Subscription-based direct-to-consumer (D2C) startups promise to revolutionise the shopping experience through seamless doorstep delivery of products and services. While this offer of convenience, cost-savings and even customisation may appear to be a winning proposition, it still hasn’t found enough takers in India.

Not surprisingly, the sector is struggling to retain investor interest, with funding declining to $27.4 million in 2023 from $254 million in 2022, according to market intelligence platform Tracxn.

However, brands in categories that involve repeat purchases like food, beverages, and personal care products have been able to buck the trend, particularly those that have cultivated brand loyalty, as subscription-based models entail long-term commitments. 

In the last five years, 156 subscription-based startups were launched, with the segment pulling in $635.4-million funding; about $89.9 million has flowed in so far this year. Globally India ranks fifth in funding raised for D2C subscription-based startups. The funding raised so far in 2024 has pushed it up to second place.

Direct approach

Indian users are warming up to subscription commerce after the boom in over-the-top (OTT) or streaming media services. The hindrance so far has been the limited payment option for monthly auto-charging, since every transaction requires a one-time password (OTP).

Brands will need to offer flexibility in subscription timelines and the option of cancelling at any time to make it hassle-free for customers, industry executives point out.

Shashi Kumar, co-founder and CEO of dairy startup Akshayakalpa Organic, says, “We’ve faced challenges with implementing a subscription model, particularly for products other than milk. Milk, as a daily consumption product, naturally lends itself to high subscription rates and broad penetration across the country, but it’s not so with the other products.”

“To address this challenge, we focused on enhancing our app to provide greater flexibility in how consumers can subscribe to our products. They can tailor it to suit their needs and preferences, and receive the desired products exactly when they want them,” he adds. 

Industry insiders also point out that not all products lend themselves to a subscription model. For D2C subscriptions to succeed, businesses need to offer long-term value, good products, and strong brand experience, besides investments in the right technology.
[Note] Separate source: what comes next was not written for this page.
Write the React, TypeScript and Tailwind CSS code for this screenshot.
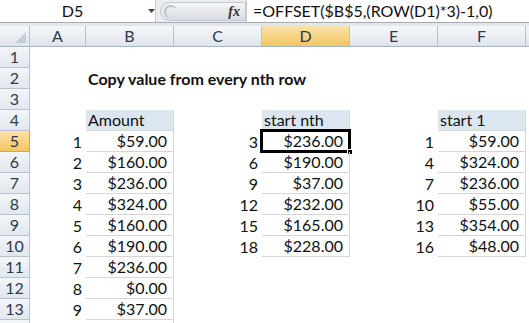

Categories must be inherently suitable for subscriptions, and the companies must choose the correct subscription model, such as a replenishment model, which offers flexibility without the need for a long-term commitment.

Ravi Ramachandran, co-founder and CEO of women wellness brand Nua, says, “Unlike traditional annual subscriptions, we introduced the ‘replenishment model’, allowing customers to get what they need when they need it, without long-term commitments. This flexibility and personalisation makes our subscription model successful.”

B2B’s leasing route

Business-to-consumer (B2C) and business-to-business (B2) leasing models have long been popular options in the purchase of fast-moving consumer goods (FMCG), but now electric vehicles (EVs), too, seem to be selling well through them. While outright purchase of EVs can be costly, leasing offers an attractive alternative, especially for businesses, with the promise of flexibility, lower upfront costs, and access to the latest technology without the burden of ownership. 
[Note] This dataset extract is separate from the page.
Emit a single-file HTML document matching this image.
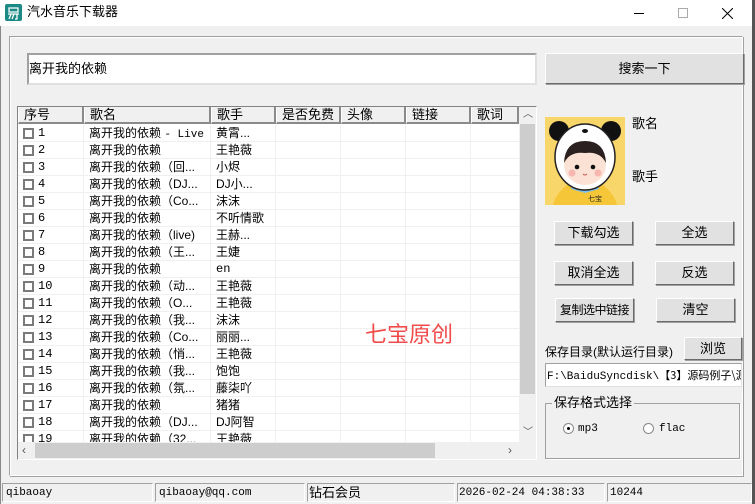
<!DOCTYPE html>
<html><head><meta charset="utf-8"><style>
*{margin:0;padding:0;box-sizing:border-box}
body{width:755px;height:504px;background:#f0f0f0;position:relative;overflow:hidden;font-family:"Liberation Sans","Noto Sans CJK SC",sans-serif;font-size:12px;color:#000}
.a{position:absolute}
.t{white-space:nowrap;line-height:16px}
.btn{position:absolute;background:#e1e1e1;border:1px solid #fff;border-right-color:#6a6a6a;border-bottom-color:#6a6a6a;box-shadow:1px 1px 0 #a0a0a0;text-align:center;font-size:12px;white-space:nowrap}
.inp{position:absolute;background:#fff;border:1px solid #a0a0a0;border-right-color:#e0e0e0;border-bottom-color:#e0e0e0}
.mono{font-family:"Liberation Mono","Noto Sans CJK SC",monospace;font-size:11px}
.row{position:absolute;left:0;height:17px;width:501px;border-bottom:1px solid #f0f0f0}
.cb{position:absolute;left:5px;top:3px;width:11px;height:11px;border:2px solid #7a7a7a;background:#fff}
.cell{position:absolute;top:0;line-height:16px;white-space:nowrap;font-size:12px}
.vl{position:absolute;top:0;width:1px;height:335px;background:#f0f0f0}
.hd{position:absolute;top:0;height:17px;border-right:2px solid #8a8a8a;border-bottom:2px solid #8a8a8a;border-left:1px solid #fff;line-height:15px;padding-left:5px;font-size:13px}
</style></head><body>
<div class="a" style="left:0;top:0;width:755px;height:26px;background:#fff"></div>
<div class="a" style="left:5px;top:4px;width:17px;height:17px;background:#1b8a86;border-radius:2px"><svg width="17" height="17"><path d="M4 4h9v4H4zM3 10h11M6 10l-2 5M9 10l-2 5M12 10v5h-2" stroke="#fff" stroke-width="1.3" fill="none"/></svg></div>
<div class="a t" style="left:27px;top:4px;font-size:13px">汽水音乐下载器</div>
<div class="a" style="left:634px;top:13px;width:10px;height:1px;background:#000"></div>
<div class="a" style="left:678px;top:8px;width:10px;height:10px;border:1px solid #aaa"></div>
<svg class="a" style="left:722px;top:8px" width="11" height="11"><path d="M0 0L11 11M11 0L0 11" stroke="#000" stroke-width="1"/></svg>
<div class="a" style="left:0;top:26px;width:1px;height:478px;background:#888"></div>
<div class="a" style="left:752px;top:0;width:3px;height:504px;background:#555"></div>
<div class="a" style="left:9px;top:36px;width:734px;height:440px;border:1px solid #a0a0a0;border-right-color:#fff;border-bottom-color:#fff;box-shadow:inset 1px 1px 0 #fff,1px 1px 0 #a0a0a0"></div>
<div class="inp" style="left:27px;top:53px;width:510px;height:32px;border-width:2px"></div>
<div class="a t" style="left:29px;top:61px;font-size:13px">离开我的依赖</div>
<div class="btn" style="left:545px;top:53px;width:199px;height:31px;line-height:29px;font-size:13px">搜索一下</div>
<div class="a" style="left:17px;top:106px;width:520px;height:354px;border:1px solid #828282;border-right-color:#fff;border-bottom-color:#fff;background:#fff;overflow:hidden">
 <div class="a" style="left:0;top:0;width:501px;height:17px;background:#f0f0f0">
  <div class="hd" style="left:0;width:66px">序号</div>
  <div class="hd" style="left:66px;width:127px">歌名</div>
  <div class="hd" style="left:193px;width:65px">歌手</div>
  <div class="hd" style="left:258px;width:65px">是否免费</div>
  <div class="hd" style="left:323px;width:65px">头像</div>
  <div class="hd" style="left:388px;width:65px">链接</div>
  <div class="hd" style="left:453px;width:48px">歌词</div>
 </div>
 <div class="a" style="left:0;top:18px;width:501px;height:317px;overflow:hidden">
  <div class="vl" style="left:65px"></div><div class="vl" style="left:192px"></div><div class="vl" style="left:257px"></div><div class="vl" style="left:322px"></div><div class="vl" style="left:387px"></div><div class="vl" style="left:452px"></div>
  <div class="row" style="top:0"><div class="cb"></div><div class="cell mono" style="left:20px">1</div><div class="cell" style="left:71px">离开我的依赖 <span class="mono">- Live</span></div><div class="cell" style="left:198px">黄霄...</div></div>
  <div class="row" style="top:17px"><div class="cb"></div><div class="cell mono" style="left:20px">2</div><div class="cell" style="left:71px">离开我的依赖</div><div class="cell" style="left:198px">王艳薇</div></div>
  <div class="row" style="top:34px"><div class="cb"></div><div class="cell mono" style="left:20px">3</div><div class="cell" style="left:71px">离开我的依赖（回...</div><div class="cell" style="left:198px">小烬</div></div>
  <div class="row" style="top:51px"><div class="cb"></div><div class="cell mono" style="left:20px">4</div><div class="cell" style="left:71px">离开我的依赖（DJ...</div><div class="cell" style="left:198px">DJ小...</div></div>
  <div class="row" style="top:68px"><div class="cb"></div><div class="cell mono" style="left:20px">5</div><div class="cell" style="left:71px">离开我的依赖（Co...</div><div class="cell" style="left:198px">沫沫</div></div>
  <div class="row" style="top:85px"><div class="cb"></div><div class="cell mono" style="left:20px">6</div><div class="cell" style="left:71px">离开我的依赖</div><div class="cell" style="left:198px">不听情歌</div></div>
  <div class="row" style="top:102px"><div class="cb"></div><div class="cell mono" style="left:20px">7</div><div class="cell" style="left:71px">离开我的依赖（live)</div><div class="cell" style="left:198px">王赫...</div></div>
  <div class="row" style="top:119px"><div class="cb"></div><div class="cell mono" style="left:20px">8</div><div class="cell" style="left:71px">离开我的依赖（王...</div><div class="cell" style="left:198px">王婕</div></div>
  <div class="row" style="top:136px"><div class="cb"></div><div class="cell mono" style="left:20px">9</div><div class="cell" style="left:71px">离开我的依赖</div><div class="cell mono" style="left:198px">en</div></div>
  <div class="row" style="top:153px"><div class="cb"></div><div class="cell mono" style="left:20px">10</div><div class="cell" style="left:71px">离开我的依赖（动...</div><div class="cell" style="left:198px">王艳薇</div></div>
  <div class="row" style="top:170px"><div class="cb"></div><div class="cell mono" style="left:20px">11</div><div class="cell" style="left:71px">离开我的依赖（O...</div><div class="cell" style="left:198px">王艳薇</div></div>
  <div class="row" style="top:187px"><div class="cb"></div><div class="cell mono" style="left:20px">12</div><div class="cell" style="left:71px">离开我的依赖（我...</div><div class="cell" style="left:198px">沫沫</div></div>
  <div class="row" style="top:204px"><div class="cb"></div><div class="cell mono" style="left:20px">13</div><div class="cell" style="left:71px">离开我的依赖（Co...</div><div class="cell" style="left:198px">丽丽...</div></div>
  <div class="row" style="top:221px"><div class="cb"></div><div class="cell mono" style="left:20px">14</div><div class="cell" style="left:71px">离开我的依赖（悄...</div><div class="cell" style="left:198px">王艳薇</div></div>
  <div class="row" style="top:238px"><div class="cb"></div><div class="cell mono" style="left:20px">15</div><div class="cell" style="left:71px">离开我的依赖（我...</div><div class="cell" style="left:198px">饱饱</div></div>
  <div class="row" style="top:255px"><div class="cb"></div><div class="cell mono" style="left:20px">16</div><div class="cell" style="left:71px">离开我的依赖（氛...</div><div class="cell" style="left:198px">藤柒吖</div></div>
  <div class="row" style="top:272px"><div class="cb"></div><div class="cell mono" style="left:20px">17</div><div class="cell" style="left:71px">离开我的依赖</div><div class="cell" style="left:198px">猪猪</div></div>
  <div class="row" style="top:289px"><div class="cb"></div><div class="cell mono" style="left:20px">18</div><div class="cell" style="left:71px">离开我的依赖（DJ...</div><div class="cell" style="left:198px">DJ阿智</div></div>
  <div class="row" style="top:306px"><div class="cb"></div><div class="cell mono" style="left:20px">19</div><div class="cell" style="left:71px">离开我的依赖（32...</div><div class="cell" style="left:198px">王艳薇</div></div>
 </div>
 <div class="a" style="left:501px;top:0;width:17px;height:335px;background:#f0f0f0"></div>
 <div class="a t" style="left:505px;top:0;font-size:10px;color:#555">︿</div>
 <div class="a" style="left:502px;top:17px;width:15px;height:270px;background:#cdcdcd"></div>
 <div class="a t" style="left:505px;top:318px;font-size:10px;color:#555">﹀</div>
 <div class="a" style="left:0;top:335px;width:518px;height:17px;background:#f0f0f0"></div>
 <div class="a t" style="left:4px;top:335px;font-size:12px;color:#555">‹</div>
 <div class="a" style="left:17px;top:336px;width:400px;height:15px;background:#cdcdcd"></div>
 <div class="a t" style="left:490px;top:335px;font-size:12px;color:#555">›</div>
</div>
<div class="a t" style="left:365px;top:322px;font-size:22px;line-height:26px;color:#f24b4b">七宝原创</div>
<svg class="a" style="left:545px;top:117px" width="80" height="88" viewBox="0 0 80 88">
<rect width="80" height="88" fill="#f9d66a"/>
<circle cx="14" cy="14" r="10" fill="#111"/><circle cx="66" cy="14" r="10" fill="#111"/>
<path d="M22 68 Q10 78 8 88 H72 Q70 78 58 68Z" fill="#f5c637"/>
<path d="M28 66 L40 72 L52 66 L54 72 L40 76 L26 72Z" fill="#7fc0e8"/>
<ellipse cx="40" cy="40" rx="30" ry="33" fill="#fff" stroke="#222" stroke-width="1.5"/>
<ellipse cx="40" cy="48" rx="21" ry="20" fill="#fbe2d4"/>
<path d="M19 46 Q20 24 40 24 Q60 24 61 46 Q55 34 40 36 Q25 34 19 46Z" fill="#2b2020"/>
<circle cx="32" cy="50" r="2.3" fill="#111"/><circle cx="48" cy="50" r="2.3" fill="#111"/>
<circle cx="27" cy="56" r="3.5" fill="#f7b7b0"/><circle cx="53" cy="56" r="3.5" fill="#f7b7b0"/>
<path d="M38 57 Q40 59 42 57" stroke="#c55" fill="none"/>
<ellipse cx="40" cy="14" rx="3" ry="2" fill="#111"/>
<text x="43" y="84" font-size="7" fill="#222" font-family="Noto Sans CJK SC">七宝</text>
</svg>
<div class="a t" style="left:632px;top:116px;font-size:13px">歌名</div>
<div class="a t" style="left:632px;top:169px;font-size:13px">歌手</div>
<div class="btn" style="left:554px;top:221px;width:79px;height:24px;line-height:22px;font-size:13px">下载勾选</div>
<div class="btn" style="left:655px;top:221px;width:79px;height:24px;line-height:22px;font-size:13px">全选</div>
<div class="btn" style="left:554px;top:261px;width:79px;height:24px;line-height:22px;font-size:13px">取消全选</div>
<div class="btn" style="left:655px;top:261px;width:79px;height:24px;line-height:22px;font-size:13px">反选</div>
<div class="btn" style="left:555px;top:298px;width:79px;height:24px;line-height:22px;letter-spacing:-0.5px">复制选中链接</div>
<div class="btn" style="left:656px;top:298px;width:79px;height:24px;line-height:22px;font-size:13px">清空</div>
<div class="a t" style="left:545px;top:344px;font-size:12px">保存目录(默认运行目录)</div>
<div class="btn" style="left:684px;top:337px;width:58px;height:23px;line-height:21px;font-size:13px">浏览</div>
<div class="inp" style="left:545px;top:363px;width:197px;height:24px;overflow:hidden"><div class="t mono" style="position:absolute;left:1px;top:3px">F:\BaiduSyncdisk\<span style="font-family:'Noto Sans CJK SC'">【3】源码例子\源</span></div></div>
<div class="a" style="left:545px;top:403px;width:195px;height:56px;border:1px solid #a0a0a0;box-shadow:1px 1px 0 #fff"></div>
<div class="a t" style="left:552px;top:395px;background:#f0f0f0;padding:0 2px;font-size:13px">保存格式选择</div>
<div class="a" style="left:563px;top:423px;width:11px;height:11px;border-radius:50%;border:1px solid #888;background:#fff"><div style="position:absolute;left:3px;top:3px;width:3px;height:3px;border-radius:50%;background:#000"></div></div>
<div class="a t mono" style="left:578px;top:421px">mp3</div>
<div class="a" style="left:643px;top:423px;width:11px;height:11px;border-radius:50%;border:1px solid #888;background:#fff"></div>
<div class="a t mono" style="left:659px;top:421px">flac</div>
<div class="a" style="left:1px;top:478px;width:751px;height:26px;background:#f0f0f0"></div>
<div class="a t mono" style="left:2px;top:483px;width:151px;height:19px;border:1px solid #a0a0a0;border-right-color:#fff;border-bottom-color:#fff;padding:1px 3px">qibaoay</div>
<div class="a t mono" style="left:155px;top:483px;width:150px;height:19px;border:1px solid #a0a0a0;border-right-color:#fff;border-bottom-color:#fff;padding:1px 3px">qibaoay@qq.com</div>
<div class="a t" style="left:307px;top:483px;width:148px;height:19px;border:1px solid #a0a0a0;border-right-color:#fff;border-bottom-color:#fff;padding:1px 1px;font-size:13px">钻石会员</div>
<div class="a t mono" style="left:457px;top:483px;width:148px;height:19px;border:1px solid #a0a0a0;border-right-color:#fff;border-bottom-color:#fff;padding:1px 1px">2026-02-24 04:38:33</div>
<div class="a t mono" style="left:607px;top:483px;width:145px;height:19px;border:1px solid #a0a0a0;border-right-color:#fff;border-bottom-color:#fff;padding:1px 2px">10244</div>
</body></html>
Commercial fleets largely run on a rental leasing model, but through an unorganised entity, explains Dev Arora, co-founder and CEO of Alt Mobility, a platform for EV leasing and lifecycle management. 

“There is certainly a category of users that prefers subscription-based options. The objective is to offer smarter financing — not plain vanilla loans. The next generation wants more flavour, flexibility, predictability, and control over decisions. If a company can provide all of this, users will be attracted to this value proposition,” he says. 

He, however, adds that the company uses a D2C model to lease EVs to corporates, for use by employees.

But since D2C marketing can prove costlier for most EV startups, given the need for advertising budgets to take on rival products, the B2B space proves more viable for subscription or rental models, ensuring sustainability and scalability for the venture, says Vishwajeet Singh, VP marketing, Zypp Electric, a startup that manages EV fleets for delivery firms and bike taxi operators.

“Most of our revenue comes from client businesses rather than delivery partners. For startups focusing solely on renting EVs to delivery partners, profitability and scalability are challenging. However, catering to businesses can be more profitable. ,” he says.

Investor-speak

The decrease in funding and new startups in the D2C subscription space hints at a move towards consolidating services into super-apps that offer everything in one place. The fatigue of managing subscriptions on different platforms is leading to a pushback from consumers.

Anirudh A Damani, managing partner, Artha Venture Fund, says, “Unless a startup offers something truly innovative and distinct, like aggregating subscriptions across platforms to enable selective content consumption, growth in the sector seems limited. Consumers are reluctant to adopt new subscriptions unless they significantly enhance convenience. The challenge lies in convincing users that a subscription is worth the cost and that it integrates seamlessly into their daily lives.”

Subscription models can be game-changing for a startup because they capitalise on habit formation. If a company can incentivise repeat transactions through subscriptions, it can eliminate customer acquisition costs and secure a steady income stream in the form of returning customers — a proven formula for sustained growth.